I'm taking a "Depression & Anxiety Management" course offered by my healthcare provider ( Group Health Cooperative ), which is taught by trained/licensed mental healthcare professionals.
I was given this handout called:
Fun Activities Catalogue
It lists various activities one finds as "WORK, LEISURE or SELF-CARE"
WORK are activities that you have to do and they're a part of life. Sometimes you dread doing them, but if you choose to not do it, you would.
LEISURE are activities that you love to do - recreational, etc. and you choose to do them.
SELF-CARE are activities you do to take care of yourself and generally enjoy doing them.
Sometimes there's a blur between LEISURE and SELF-CARE. These items intermingle.
When one is depressed from various reasons, they cannot see anything that gives them any pleasure. That is a sign of ANHEDONIA - lack of pleasure.
To build around that, find things on the list you love to do (LEISURE) and things you do for SELF-CARE and work on these items to set goals to achieve.
I asked the question about TRAUMA, but I didn't explain it in context due to the nature of the course and my first time being there. But this was in reference to the Zimmerman and Dunn cases: Black teenage boys, doing what they love to do, and some lunatic kills them for it. How can anyone set goals with having a fear of that?
The answer I got was not culturally competent.

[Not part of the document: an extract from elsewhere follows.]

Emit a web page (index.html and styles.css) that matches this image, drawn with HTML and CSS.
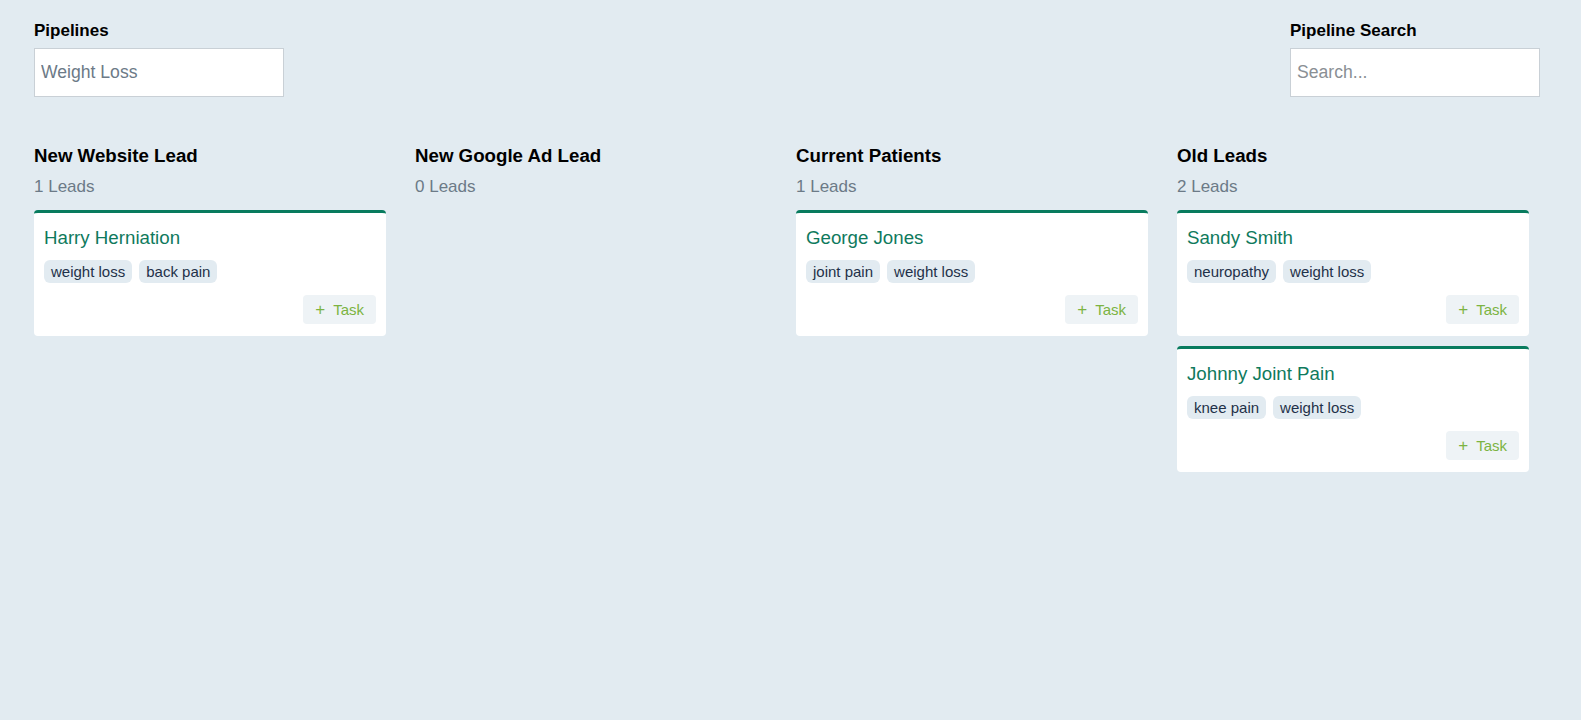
FILE: index.html
```html
<!DOCTYPE html>
<html lang="en">
<head>
    <meta charset="UTF-8">
    <meta name="viewport" content="width=device-width, initial-scale=1.0">
    <title>Pipelines</title>
    <link rel="stylesheet" href="styles.css">
</head>
<body>
    <div class="page">
        <div class="toolbar">
            <div class="field">
                <label class="field-label">Pipelines</label>
                <input class="field-input" type="text" value="Weight Loss">
            </div>
            <div class="field">
                <label class="field-label">Pipeline Search</label>
                <input class="field-input" type="text" placeholder="Search...">
            </div>
        </div>

        <div class="board">
            <div class="column">
                <h2 class="column-title">New Website Lead</h2>
                <p class="column-count">1 Leads</p>
                <div class="card">
                    <div class="card-name">Harry Herniation</div>
                    <div class="tags">
                        <span class="tag">weight loss</span>
                        <span class="tag">back pain</span>
                    </div>
                    <div class="card-actions">
                        <button class="task-button"><span class="plus">+</span> Task</button>
                    </div>
                </div>
            </div>

            <div class="column">
                <h2 class="column-title">New Google Ad Lead</h2>
                <p class="column-count">0 Leads</p>
            </div>

            <div class="column">
                <h2 class="column-title">Current Patients</h2>
                <p class="column-count">1 Leads</p>
                <div class="card">
                    <div class="card-name">George Jones</div>
                    <div class="tags">
                        <span class="tag">joint pain</span>
                        <span class="tag">weight loss</span>
                    </div>
                    <div class="card-actions">
                        <button class="task-button"><span class="plus">+</span> Task</button>
                    </div>
                </div>
            </div>

            <div class="column">
                <h2 class="column-title">Old Leads</h2>
                <p class="column-count">2 Leads</p>
                <div class="card">
                    <div class="card-name">Sandy Smith</div>
                    <div class="tags">
                        <span class="tag">neuropathy</span>
                        <span class="tag">weight loss</span>
                    </div>
                    <div class="card-actions">
                        <button class="task-button"><span class="plus">+</span> Task</button>
                    </div>
                </div>
                <div class="card">
                    <div class="card-name">Johnny Joint Pain</div>
                    <div class="tags">
                        <span class="tag">knee pain</span>
                        <span class="tag">weight loss</span>
                    </div>
                    <div class="card-actions">
                        <button class="task-button"><span class="plus">+</span> Task</button>
                    </div>
                </div>
            </div>
        </div>
    </div>
</body>
</html>
```

FILE: styles.css
```css
body {
    margin: 0;
    font-family: "Liberation Sans", Arial, sans-serif;
    background-color: #e2ebf1;
    color: #000;
}
.page {
    padding: 21px 41px 0 34px;
}
.toolbar {
    display: flex;
    justify-content: space-between;
}
.field {
    display: flex;
    flex-direction: column;
}
.field-label {
    font-size: 17px;
    font-weight: bold;
    line-height: 19px;
    margin-bottom: 8px;
}
.field-input {
    box-sizing: border-box;
    width: 250px;
    height: 49px;
    padding: 0 6px;
    border: 1px solid #c9d0d6;
    border-radius: 0;
    background: #fff;
    font-family: inherit;
    font-size: 17.6px;
    color: #6c7a87;
    outline: none;
}
.field-input::placeholder {
    color: #8a8f94;
}
.board {
    display: flex;
    gap: 29px;
    margin-top: 48px;
    align-items: flex-start;
}
.column {
    width: 352px;
    flex-shrink: 0;
    display: flex;
    flex-direction: column;
    gap: 10px;
}
.column-title {
    margin: 0;
    font-size: 18.7px;
    font-weight: bold;
    line-height: 22px;
}
.column-count {
    margin: 0 0 3px 0;
    font-size: 17px;
    line-height: 20px;
    color: #6c7a87;
}
.card {
    background: #fff;
    border-top: 3px solid #087b5e;
    border-radius: 4px;
    padding: 14px 10px 12px 10px;
}
.card-name {
    font-size: 18.7px;
    line-height: 22px;
    color: #0f7a5d;
}
.tags {
    display: flex;
    gap: 7px;
    margin-top: 11px;
}
.tag {
    background: #e2ebf1;
    border-radius: 6px;
    padding: 0 7px;
    height: 23px;
    line-height: 23px;
    font-size: 15px;
    color: #1f3149;
}
.card-actions {
    display: flex;
    justify-content: flex-end;
    margin-top: 12px;
}
.task-button {
    border: none;
    background: #eef3f6;
    border-radius: 4px;
    height: 29px;
    padding: 0 12px;
    font-family: inherit;
    font-size: 15px;
    color: #7cb342;
    cursor: pointer;
}
.plus {
    font-size: 17px;
    margin-right: 4px;
}
```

I was told that you build small to build up your confidence, and explore down the line if you can redo some of the things you enjoy. It is setting yourself up for success.
Nice clinical textbook answer for those with privilege and agency. For those without that: Namely diverse groups that are under oppression due to bigotry, this nice sheet, "Fun Activity Catalogue" while helpful, needs reframing in context.
Can the tripartite system work for peoeple who have mental health condition as a seen as a biological issue? Yes.
Can it work when adding the layer of health disparities, most injustice, poverty and environment help with a "Fun Activity Catalogue"? A RESOUNDING NO!
Not if the answer is piecemeal out your fears to regain your confidence in doing something after a severely traumatic event - such that suffered by Trayvon Martin and Jordan Davis.
Sorry, but it is not. Professionals teaching this need to add context to it, or diverse populations are not going to do it.